Pour moi, on ne peut pas mettre Dieu dans une boîte. Il y a la boîte
de la religion, mais pour moi, Dieu et la religion sont deux choses
différentes, complètement différentes – et je suis très loin de
ce que j’ai appris quand j’étais enfant en disant ça. Petite,
je suis allée dans une école coranique, j’ai appris l’arable ;
au lycée, j’ai été obligée de porter le hijab. J’ai refusé
pendant deux ans mais la troisième année j’ai dû céder. Quand
j’étais petite, on me disait qu’il y avait un Dieu et qu’il
fallait y croire, qu’on allait en enfer si on ne priait pas. Je me
souviens d’un livre pour enfants où on montrait l’enfer, avec
des ciseaux pour couper la langue des gens. Ca mettait ma mère en
colère. Elle disait « pourquoi faut-il dire ça ?! Il
suffit de dire qu’il y a un Dieu ! » Et moi, je disais
« mais comment il peut y avoir du fer en enfer ? »
En Islam,
pour prier on regarde vers le haut. Dieu n’est pas à côté de
nous, il est toujours en haut. Dans le Coran, on dit qu’après la
mort, beaucoup de questions nous serons posées et qu’on ne pourra
pas mentir, parce que chaque partie du corps répondra
individuellement. Quand j’étais à l’académie des arts, au
début de mes études supérieures, on a imaginé une chorégraphie
comme ça : des parties du corps qui réagissaient de façon
indépendante, chacune avec sa propre volonté. Moi je devais
m’occuper de la musique et je me suis creusé la tête :
qu’est-ce qu’il peut y avoir comme musique en enfer ? Et au
paradis ? Qu’est-ce qu’il aime comme musique, Dieu ?!
Alors j’ai mis un métronome au milieu de la scène – le temps.

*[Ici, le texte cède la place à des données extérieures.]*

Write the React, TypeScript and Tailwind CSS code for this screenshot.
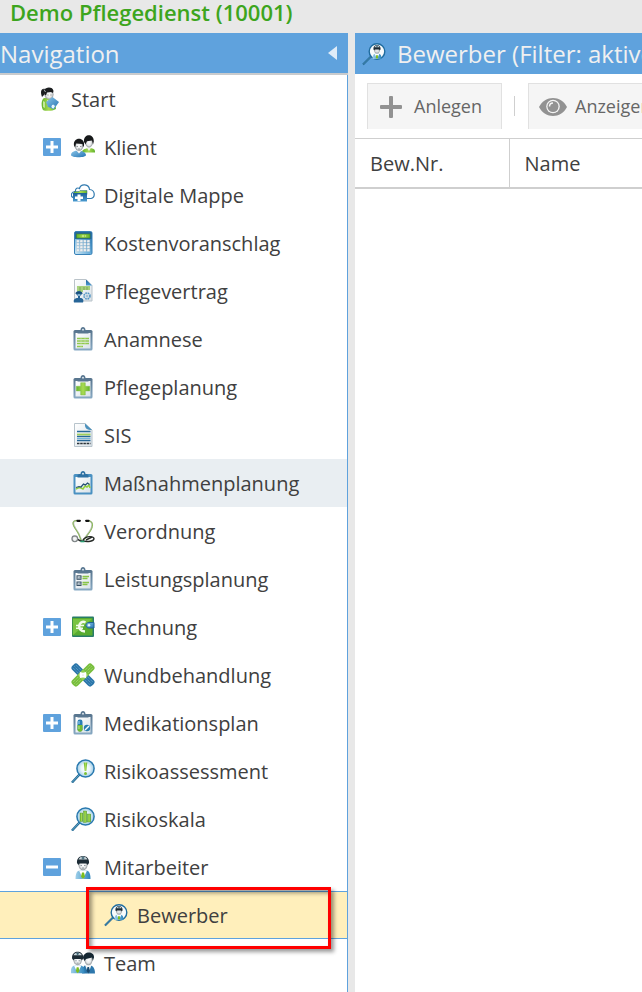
import type { ReactNode } from "react";

const Svg = ({ children, size = 24 }: { children: ReactNode; size?: number }) => (
  <svg width={size} height={size} viewBox="0 0 24 24" fill="none" aria-hidden="true" className="block shrink-0">
    {children}
  </svg>
);

/* Gradients shared by all the navigation icons */
const IconDefs = () => (
  <svg width="0" height="0" className="absolute" aria-hidden="true">
    <defs>
      <linearGradient id="blue" x1="0" y1="0" x2="1" y2="1">
        <stop offset="0" stopColor="#8cc6e8" />
        <stop offset="1" stopColor="#2474b4" />
      </linearGradient>
      <linearGradient id="dark" x1="0" y1="0" x2="0" y2="1">
        <stop offset="0" stopColor="#1c5e96" />
        <stop offset="1" stopColor="#4a9bd0" />
      </linearGradient>
      <linearGradient id="green" x1="0" y1="0" x2="1" y2="0">
        <stop offset="0" stopColor="#62b32c" />
        <stop offset="0.5" stopColor="#a8da52" />
        <stop offset="1" stopColor="#62b32c" />
      </linearGradient>
      <linearGradient id="steel" x1="0" y1="0" x2="0" y2="1">
        <stop offset="0" stopColor="#56738c" />
        <stop offset="1" stopColor="#88aac4" />
      </linearGradient>
      <linearGradient id="paper" x1="0" y1="0" x2="1" y2="1">
        <stop offset="0" stopColor="#ffffff" />
        <stop offset="1" stopColor="#d9e2e8" />
      </linearGradient>
      <linearGradient id="calc" x1="0" y1="1" x2="1" y2="0">
        <stop offset="0" stopColor="#d4edf8" />
        <stop offset="0.5" stopColor="#63a9d7" />
        <stop offset="1" stopColor="#1d68a5" />
      </linearGradient>
      <linearGradient id="coat" x1="0" y1="0" x2="1" y2="0">
        <stop offset="0" stopColor="#9fd0ea" />
        <stop offset="1" stopColor="#2f86bd" />
      </linearGradient>
      <radialGradient id="face">
        <stop offset="0" stopColor="#ffffff" />
        <stop offset="0.6" stopColor="#e6e8e9" />
        <stop offset="1" stopColor="#8e9498" />
      </radialGradient>
      <radialGradient id="glass">
        <stop offset="0" stopColor="#ffffff" />
        <stop offset="0.5" stopColor="#eaf5fa" />
        <stop offset="1" stopColor="#9ccbe6" />
      </radialGradient>
    </defs>
  </svg>
);

const StartIcon = () => (
  <Svg>
    <path d="M6 11c-3 2-3 8-1 12 3 1.500 10 1 13-1l-1-7-6-4Z" fill="url(#green)" />
    <path d="m5 14 2 1v6l-2-1Z" fill="#c3e89a" />
    <path d="m9 13 3 2-2 4Z" fill="#f2f6ee" />
    <ellipse cx="11" cy="7.500" rx="4.500" ry="5" fill="url(#face)" />
    <path d="M6 3c2-3.500 9-3.500 9.500 1l-.5 2-2-1-4 .5-1 3-1.500-1L6 6Z" fill="#1b1e20" />
    <path d="M7 2C3 1 2 5 4 10l2-2 1-3Z" fill="#1b1e20" />
    <path d="M6 2.500 7.500 5" stroke="#cfd5d8" strokeWidth=".8" />
    <path d="M9.500 8h1m2 0h1" stroke="#555" strokeWidth=".8" />
    <path d="m8 15 6.500-5 6.500 5-5 7-6-2Z" fill="url(#blue)" />
    <path d="m13 19 2-2 2.500 2-2 3-2-1Z" fill="#e8f6fc" stroke="#408fc5" strokeWidth=".6" />
  </Svg>
);

const KlientIcon = () => (
  <Svg>
    <path d="M11 17c0-4 12-6 13-1v1.500H13Z" fill="url(#green)" />
    <path d="m15.500 12 2.500 4 2.500-4Z" fill="#f2f2f2" />
    <ellipse cx="18" cy="7.500" rx="3.800" ry="5" fill="url(#face)" />
    <path d="M13 7c-1-8.500 10-9 9.800-.5l-.8 3-1-4-5 .8-1.500 3Z" fill="#17191a" />
    <path d="M0 20c0-6 14-6 15 0 0 3-15 3-15 0Z" fill="url(#blue)" />
    <path d="m5 15 3 3.500 3-3.500Z" fill="#f8f8f8" />
    <ellipse cx="8" cy="11" rx="4.200" ry="5" fill="url(#face)" />
    <path d="M3 10.500c-1.500-9 11.500-9 10 0l-1 2-.5-3.500-6.500-.5-1 4Z" fill="#17191a" />
    <path d="M5.500 11.500H7m2 0h1.500M7 14h2" stroke="#6d7376" strokeWidth=".7" />
  </Svg>
);

const MappeIcon = () => (
  <Svg>
    <path d="M4 15C-1 15-1 9 4.500 8.500 4 5 7 4.500 8.500 5.500 10 0 18 1 18.500 6.500 24.500 7 24.500 14.500 20 15.500h-4" fill="#fff" stroke="#317aaf" strokeWidth="1.200" />
    <path d="M3 8.500h5l1-1h7v4H3Z" fill="url(#green)" stroke="#2d6b8e" strokeWidth=".5" />
    <path d="M2 10h14v8.500H2Z" fill="url(#dark)" />
    <path d="M6.500 11.500h3v2H12v2.500H9.500v2h-3v-2H4v-2.500h2.500Z" fill="#fff" />
  </Svg>
);

const CalcIcon = () => (
  <Svg>
    <rect x="3.500" y="0.500" width="17.500" height="23" rx="1.500" fill="url(#calc)" stroke="#3982b8" />
    <rect x="4" y="1" width="16.500" height="7" fill="#25689c" />
    <rect x="5.500" y="3" width="13.500" height="4" fill="url(#green)" stroke="#3f852c" strokeWidth=".6" />
    <path d="M11 5h2m1 0h1" stroke="#d8f3ad" />
    {[9, 12, 15, 18].map((y) =>
      [5.5, 9, 12.5, 16].map((x) => (
        <rect key={`${x}-${y}`} x={x} y={y} width="2.800" height="2.400" rx=".5" fill="#f0f2f2" stroke="#a5b8c4" strokeWidth=".3" />
      )),
    )}
  </Svg>
);

const VertragIcon = () => (
  <Svg>
    <path d="M3.500 .5H15l6 6v15.500H3.500Z" fill="url(#paper)" stroke="#bac3c9" />
    <path d="M15 .5v6h6Z" fill="url(#dark)" />
    <path d="M6 8h13M6 10h13M6 12h6" stroke="#8fc653" strokeWidth="1.400" />
    <path d="M9 8v4m4-4v3m3-3v3" stroke="#54783b" strokeWidth=".5" />
    <circle cx="16" cy="17" r="3" stroke="#5596c4" strokeWidth="1.600" strokeDasharray="1.700 .7" />
    <circle cx="16" cy="17" r="1" fill="#fff" stroke="#3475a5" strokeWidth=".5" />
    <path d="M5 15c-1-4 7-4 6 0l-2 2v2c3 0 4 2 3 4.500H3c-1-3 1-4.500 4-4.500v-2Z" fill="#276597" />
    <path d="M4 14.500c1-2.500 7-2.500 8 0Z" fill="#174c78" />
    <path d="M6.500 15h3l-.5 2H7Z" fill="#84b2cf" />
  </Svg>
);

const Board = ({ children, blue = false }: { children: ReactNode; blue?: boolean }) => (
  <Svg>
    <rect x="2.500" y="3" width="19" height="20.500" rx="1.500" fill={blue ? "#4a91c2" : "url(#steel)"} />
    <rect x="4.500" y="6" width="15" height="15.500" fill="url(#paper)" />
    <path d="M6.500 6.500V4.500C6.500 3.500 8 3 9.500 3c0-4 5-4 5 0 1.500 0 3 .5 3 1.500v2Z" fill={blue ? "#2f71a3" : "#587690"} />
    <circle cx="12" cy="2.700" r=".9" fill="#e9f2f6" />
    {children}
  </Svg>
);

const AnamneseIcon = () => (
  <Board>
    <path d="M6 11.500h12M6 14h12M6 16.500h12M6 19.500h6" stroke="#91c94e" strokeWidth="1.300" />
    <path d="M10 11v9m4-9v7" stroke="#d4ecb7" strokeWidth=".5" />
  </Board>
);

const PlanungIcon = () => (
  <Board>
    <path d="M9.700 7.700h4.600v3.600h4.400v4.600h-4.400v4H9.700v-4H5.300v-4.600h4.400Z" fill="url(#green)" stroke="#83bf4a" strokeWidth=".5" />
  </Board>
);

const SisIcon = () => (
  <Svg>
    <path d="M3.500 .5H14l7 6.500v16.500H3.500Z" fill="url(#paper)" stroke="#b8c4cc" />
    <path d="M14 .5c-.5 5 2 6.500 7 6.500Z" fill="#4b91bd" />
    <path d="M6 8.500h13.500M6 13.500h13.500M6 17.500h13.500" stroke="#266899" strokeWidth="1.500" />
    <path d="M6 11.500h13.500" stroke="#9fcf5d" strokeWidth="1.800" />
    <path d="M6 15.500h13.500" stroke="#74b7da" />
    <path d="M6 20.500h13.500" stroke="#2b3338" strokeWidth="1.500" strokeDasharray="2.500 .7" />
  </Svg>
);

const MassnahmenIcon = () => (
  <Board blue>
    <path d="m5 18 3-1.500 2 .5 2 1 2-3 2 1 2-2 1 3" stroke="#92cf3e" strokeWidth="1.500" />
    <path d="m5 16.500 3-1 2 .5 2.500-3 2 1 2-2 2 1.500" stroke="#245074" strokeWidth="1.200" />
  </Board>
);

const StethoscopeIcon = () => (
  <Svg>
    <path d="M7 1.700C1 1 1.500 5 4.500 9.500 8 14 9 17 10.500 21.500M17 1.700c6 .3 4.500 7 1.500 11L12 21.500" stroke="#b4beae" strokeWidth="1.600" />
    <path d="M7 1.700C.7 1 1 5 4 9.500 7.500 14 8.500 17 10 21.500M17 1.700c6.500.3 5 7 2 11L12.500 21.500" stroke="#7db83c" strokeWidth=".8" />
    <path d="M12 21c3-4.500 11-4 11-1.500 0 3-6 3.500-12 2.500-3 0-4-2-5-2" stroke="#262a27" strokeWidth="1.400" />
    <path d="m15 21 6-3" stroke="#262a27" strokeWidth="1.400" />
    <path d="M6.500 1.800h2.300m6.400 0h2.300" stroke="#111" strokeWidth="2.300" strokeLinecap="round" />
    <circle cx="3.800" cy="19.800" r="2.900" fill="url(#face)" stroke="#7e8485" strokeWidth="1.100" />
    <path d="M9.500 22.500h4" stroke="#2a9d73" strokeWidth="1.600" />
  </Svg>
);

const LeistungIcon = () => (
  <Board>
    <path d="M11.500 9.500H18m-6.500 2h5m-5 4H18m-6.500 2h5" stroke="#88c348" strokeWidth="1.600" />
    <rect x="6" y="8.800" width="4" height="3.500" fill="#d5dce1" stroke="#385064" />
    <rect x="6" y="15" width="4" height="3.500" fill="#d5dce1" stroke="#385064" />
    <path d="m7 10.500 1 1 2-2m-3 7 1 1 2-2" stroke="#49677e" strokeWidth=".8" />
  </Board>
);

const RechnungIcon = () => (
  <Svg>
    <rect x="1" y="1.500" width="22" height="20.500" rx="1" fill="#287c69" />
    <rect x="1.500" y="3" width="20" height="17.500" fill="#58ab2f" />
    <path d="m2 20 19-16H2Z" fill="#79c342" />
    <path d="M14.500 7.500C8 4 4.500 16 14 16.500" stroke="#f2faeb" strokeWidth="2.500" />
    <path d="M5 10.500h8M5 13.300h7" stroke="#f2faeb" strokeWidth="1.400" />
    <path d="M23 7.500h-5c-4 0-4 5.500 0 5.500h5Z" fill="url(#blue)" stroke="#216594" />
    <circle cx="18" cy="10.300" r="1.200" fill="#e5f5fb" />
  </Svg>
);

const WundIcon = () => (
  <Svg>
    <g transform="rotate(45 12 12)">
      <rect x="-2" y="8" width="28" height="8" rx="3" fill="#2b76aa" />
      <path d="M0 10h7m10 0h7M0 12h7m10 0h7M0 14h7m10 0h7" stroke="#85b9da" strokeWidth=".7" strokeDasharray="1 1" />
    </g>
    <g transform="rotate(-45 12 12)">
      <rect x="-2" y="8" width="28" height="8" rx="3" fill="#78be3d" />
      <path d="M0 10h7m10 0h7M0 12h7m10 0h7M0 14h7m10 0h7" stroke="#c1e792" strokeWidth=".7" strokeDasharray="1 1" />
      <rect x="8" y="8" width="8" height="8" fill="#8fcc52" />
    </g>
    <path d="m9 9 3 .8L15 9l.5 3-.5 3-3-.5L9 15l-.5-3Z" fill="#fff" />
    <circle cx="12" cy="12" r=".6" fill="#c2c9c3" />
  </Svg>
);

const MedikationIcon = () => (
  <Board>
    <rect x="6.500" y="8.500" width="5" height="12" rx="2.300" fill="#287eb4" />
    <path d="M6.500 14h5v4.500c0 3-5 3-5 0Z" fill="#73bb31" />
    <path d="M8 10v3" stroke="#a9d7f0" />
    <path d="M8 15v3" stroke="#c1e99a" />
    <circle cx="16" cy="17" r="3.200" fill="#287db0" />
    <path d="m14 19 4-4" stroke="#f3fafc" strokeWidth="1.500" />
  </Board>
);

const Magnifier = ({ children }: { children: ReactNode }) => (
  <Svg>
    <path d="m8.500 15.500-7.500 8" stroke="#22658f" strokeWidth="2.400" />
    <path d="m8.500 15.500-7.500 8" stroke="#63afd2" strokeWidth=".9" />
    <circle cx="14.500" cy="9.500" r="8.600" fill="url(#glass)" stroke="#2878ae" strokeWidth="1.500" />
    {children}
  </Svg>
);

const AssessmentIcon = () => (
  <Magnifier>
    <path d="M12.700 3.500h3.600l-1 8.500h-1.600Z" fill="url(#green)" />
    <circle cx="14.500" cy="14.500" r="1.500" fill="#7bc037" />
  </Magnifier>
);

const SkalaIcon = () => (
  <Magnifier>
    <rect x="9" y="6" width="2.800" height="8.500" fill="url(#green)" stroke="#4f922e" strokeWidth=".4" />
    <rect x="12.500" y="4" width="3.200" height="11.500" fill="url(#green)" stroke="#4f922e" strokeWidth=".4" />
    <rect x="16.400" y="7" width="3.300" height="8" fill="url(#green)" stroke="#4f922e" strokeWidth=".4" />
  </Magnifier>
);

/* Head and shoulders of a nurse with a cap */
const Nurse = () => (
  <>
    <path d="M4.500 24c0-6 1.500-8.500 5-8.500h5c3.500 0 5 2.500 5 8.500Z" fill="url(#coat)" />
    <path d="m8 15.500 4 8.500 4-8.500Z" fill="#fff" />
    <path d="M11 17.500h2l1 4-2 2.500-2-2.500Z" fill="#7cbd1e" />
    <ellipse cx="12" cy="10" rx="4.500" ry="5.200" fill="url(#face)" />
    <path d="M6 8c-1-9.500 13-9.500 12 0l-1.300 2-1.200-1.500h-7L7.300 10Z" fill="#1c2b35" />
    <path d="M7.500 4.500C9 .5 15 .5 16.500 4.500Z" fill="#c9d5da" />
    <path d="M12 1.500v3M10.500 3h3" stroke="#2f5868" />
    <path d="M9.500 10.500h1.500m2 0h1.500M11 13h2" stroke="#65757e" strokeWidth=".7" />
  </>
);

const MitarbeiterIcon = () => (
  <Svg>
    <Nurse />
  </Svg>
);

const BewerberIcon = () => (
  <Svg>
    <path d="m9 14.500-8 8" stroke="#1f628e" strokeWidth="2" />
    <path d="m9 14.500-8 8" stroke="#6ab4d6" strokeWidth=".6" />
    <circle cx="15" cy="9.500" r="7.800" fill="#f8fbfc" stroke="#1f6c9f" strokeWidth="1.400" />
    <g transform="translate(7.800 2.500) scale(.6)">
      <Nurse />
    </g>
  </Svg>
);

const TeamIcon = () => (
  <Svg>
    <path d="M11 22.500c0-7 2-8.500 6-8.500s7 2 7 8.500Z" fill="#2d77ac" />
    <path d="m14 14 3.300 8.500L20.500 14Z" fill="#f5f7f8" />
    <path d="M16.500 16h1.500l1 4-1.700 2.500-1.800-2.500Z" fill="#174a72" />
    <ellipse cx="17.500" cy="9" rx="4" ry="5.200" fill="url(#face)" />
    <path d="M12 7c0-7 11.500-7.500 11-.5l-1.200 3.500-.8-3.500-6 1.500-1.500 2Z" fill="#142632" />
    <g transform="translate(-4.500 0) scale(.93)">
      <Nurse />
    </g>
  </Svg>
);

type Item = {
  label: string;
  icon: ReactNode;
  toggle?: "plus" | "minus";
  level?: 0 | 1 | 2;
  state?: "hover" | "selected";
};

const items: Item[] = [
  { label: "Start", icon: <StartIcon />, level: 0 },
  { label: "Klient", icon: <KlientIcon />, toggle: "plus" },
  { label: "Digitale Mappe", icon: <MappeIcon /> },
  { label: "Kostenvoranschlag", icon: <CalcIcon /> },
  { label: "Pflegevertrag", icon: <VertragIcon /> },
  { label: "Anamnese", icon: <AnamneseIcon /> },
  { label: "Pflegeplanung", icon: <PlanungIcon /> },
  { label: "SIS", icon: <SisIcon /> },
  { label: "Maßnahmenplanung", icon: <MassnahmenIcon />, state: "hover" },
  { label: "Verordnung", icon: <StethoscopeIcon /> },
  { label: "Leistungsplanung", icon: <LeistungIcon /> },
  { label: "Rechnung", icon: <RechnungIcon />, toggle: "plus" },
  { label: "Wundbehandlung", icon: <WundIcon /> },
  { label: "Medikationsplan", icon: <MedikationIcon />, toggle: "plus" },
  { label: "Risikoassessment", icon: <AssessmentIcon /> },
  { label: "Risikoskala", icon: <SkalaIcon /> },
  { label: "Mitarbeiter", icon: <MitarbeiterIcon />, toggle: "minus" },
  { label: "Bewerber", icon: <BewerberIcon />, level: 2, state: "selected" },
  { label: "Team", icon: <TeamIcon /> },
];

const indents = ["pl-[38px]", "pl-[43px]", "pl-[104px]"];

const NavRow = ({ label, icon, toggle, level = 1, state }: Item) => {
  const background =
    state === "hover"
      ? "bg-[#e9eef2]"
      : state === "selected"
        ? "border-y border-[#5fa2dd] bg-[#ffefbb]"
        : "";
  return (
    <li className={`relative flex h-12 items-center ${indents[level]} ${background}`}>
      {level === 1 && (
        <span className="w-7 shrink-0">
          {toggle && (
            <button
              type="button"
              aria-label={`${label} ${toggle === "plus" ? "öffnen" : "schließen"}`}
              className="flex size-[18px] items-center justify-center rounded-[1px] bg-[#5fa2dd]"
            >
              <svg width="12" height="12" viewBox="0 0 12 12" stroke="#fff" strokeWidth="3" aria-hidden="true">
                <path d={toggle === "plus" ? "M0 6h12M6 0v12" : "M0 6h12"} />
              </svg>
            </button>
          )}
        </span>
      )}
      <a href="#" className="flex items-center gap-[9px] text-xl leading-6">
        {icon}
        <span className="pt-0.5">{label}</span>
      </a>
      {state === "selected" && (
        <span className="pointer-events-none absolute -top-[5px] right-4 -bottom-[11px] left-[86px] border-3 border-[#ff0000] shadow-[3px_3px_4px_rgba(0,0,0,0.4),inset_3px_3px_4px_rgba(0,0,0,0.4)]" />
      )}
    </li>
  );
};

const PlusIcon = () => (
  <svg width="22" height="22" viewBox="0 0 22 22" fill="#929292" aria-hidden="true" className="shrink-0">
    <path d="M9 1q0-1 1-1h2q1 0 1 1v8h8q1 0 1 1v2q0 1-1 1h-8v8q0 1-1 1h-2q-1 0-1-1v-8H1q-1 0-1-1v-2q0-1 1-1h8Z" />
  </svg>
);

const EyeIcon = () => (
  <svg width="28" height="20" viewBox="0 0 28 20" aria-hidden="true" className="shrink-0">
    <path d="M0 10C6-2 22-2 28 10 22 22 6 22 0 10Z" fill="#929292" />
    <circle cx="14" cy="9.500" r="6.800" fill="#f5f5f5" />
    <circle cx="14" cy="9.500" r="5.500" fill="#929292" />
    <path d="M10.500 9.500c0-2 1.500-3.500 3.500-3.500" fill="none" stroke="#f5f5f5" strokeWidth="1.500" />
  </svg>
);

const toolButton =
  "flex h-[46px] shrink-0 items-center border border-b-0 border-[#e1e1e1] bg-[#f5f5f5] text-lg leading-6 text-[#666]";

export default function App() {
  return (
    <div className="flex min-h-screen flex-col bg-[#e8e8e8] font-['Open_Sans',sans-serif] text-[#404040]">
      <IconDefs />
      <header className="h-[33px] pl-[10px]">
        <h1 className="text-[22px] leading-6 font-semibold whitespace-nowrap text-[#3da51d]">
          Demo Pflegedienst (10001)
        </h1>
      </header>
      <div className="flex flex-1 gap-[7px]">
        <aside className="flex w-[348px] shrink-0 flex-col bg-white">
          <div className="flex h-[42px] items-center justify-between border-b-2 border-[#c9cbcd] bg-[#5fa2dd] pr-[11px] text-2xl text-[#f0f0f0]">
            <h2 className="pt-0.5">Navigation</h2>
            <button type="button" aria-label="Navigation einklappen">
              <svg width="9" height="14" viewBox="0 0 9 14" fill="#dfecf8" aria-hidden="true">
                <path d="M9 0v14L0 7Z" />
              </svg>
            </button>
          </div>
          <nav aria-label="Navigation" className="flex-1 border-r border-[#5fa2dd]">
            <ul>
              {items.map((item) => (
                <NavRow key={item.label} {...item} />
              ))}
            </ul>
          </nav>
        </aside>
        <main className="min-w-0 flex-1 overflow-hidden bg-white">
          <div className="flex h-[41px] items-center gap-[11px] bg-[#5fa2dd] pl-[7px] text-2xl whitespace-nowrap text-[#f0f0f0]">
            <BewerberIcon />
            <h2>Bewerber (Filter: aktive)</h2>
          </div>
          <div className="flex h-16 items-center px-3">
            <button type="button" className={`${toolButton} gap-3 px-3 pr-[19px]`}>
              <PlusIcon />
              <span className="pb-0.5">Anlegen</span>
            </button>
            <span className="mr-[13px] ml-3 h-5 w-px shrink-0 bg-[#cfcfcf]" />
            <button type="button" className={`${toolButton} gap-2 px-[10px]`}>
              <EyeIcon />
              <span className="pb-0.5">Anzeigen</span>
            </button>
          </div>
          <table className="w-full table-fixed border-collapse text-left text-xl">
            <thead>
              <tr className="h-[49px] border-t border-b-2 border-[#cfcfcf]">
                <th scope="col" className="w-[154px] border-r border-[#cfcfcf] px-[15px] pt-0.5 font-normal">
                  Bew.Nr.
                </th>
                <th scope="col" className="px-[15px] pt-0.5 font-normal">
                  Name
                </th>
              </tr>
            </thead>
          </table>
        </main>
      </div>
    </div>
  );
}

Pendant dix minutes, on a mis le métronome et les danseurs ont dansé
sur cette musique-là. Tu vois, les catholiques ont un rosaire :
on prie avec, et quand on a fini le tour, on recommence, c’est
circulaire, ça ne s’arrête jamais. C’est ça la musique, le
rythme ne s’arrête jamais. J’ai l’impression à vous entendre
que quand vous apprenez la théologie, vous avez besoin de regarder
en arrière tout le temps.
D’ailleurs
j’ai une question pour les étudiants en théologie : après
avoir appris la théologie, est-ce que vous vous sentez plus proches
de Dieu, ou plus loin ? Quelqu’un m’a dit qu’il se sentait
plus loin... mais qu’en tant que pasteur, il ne pouvait plus sortir
Dieu de la boîte... Avec cette histoire de Dieu dans une boîte, il
y a tout à coup des choses qu’il faut faire et des choses qu’il
ne faut pas faire... Vous parlez de choses tellement lointaines,
hautes... que vous oubliez les choses simples. Vous partagez des
temps de culte, vous parlez de l’Evangile... mais en parlant des
petites choses, des choses simples, vous pouvez changer de
perspective aussi... Comme cette histoire de Bible : il s’agit
de comprendre le message de la Bible finalement, non, plus que la
Bible elle-même ? A mon avis, « the medium is the
message ». Parfois je vous écoute et j’essaie de rentrer
dans votre contexte, vous allez très loin dans vos pensées, vous
parlez de désastres, de mission, mais vous oubliez le médium...
J’ai
l’impression parfois que les pasteurs sont formés pour juger les
gens. Il y en a qui m’ont jugée ici, parce que je suis lesbienne,
ça a confirmé mon stéréotype des pasteurs ! Mais en parlant
avec d’autres, ça a détruit ce stéréotype... C’est comme si
certains ne se rendaient pas compte qu’ils ne sont pas que des
pasteurs, mais aussi des amis, des parents, des enfants... et même
en parlant avec un ami, c’est comme s’ils se comportaient
toujours en pasteurs ! Il y a d’autres fonctions dans
l’univers que pasteur... Et s’ils ne cherchent pas à abolir le
mur entre eux et leurs paroissiens, ils risquent de se comporter
comme s’ils étaient supérieurs, non ? Certains, ici, ils
sont pasteurs tout le temps...
Parfois,
j’ai l’impression d’être un «pasteur de vie» (a minister
of life). Quand quelqu’un me
parle et que je comprends, je peux être pasteur – comme vous
faites, vous annoncez des bonnes nouvelles, vous avez des bons
conseils, des faits objectifs, vous êtes des médiateurs – et
parfois, quand je dis ce que je pense, après ils se sentent mieux...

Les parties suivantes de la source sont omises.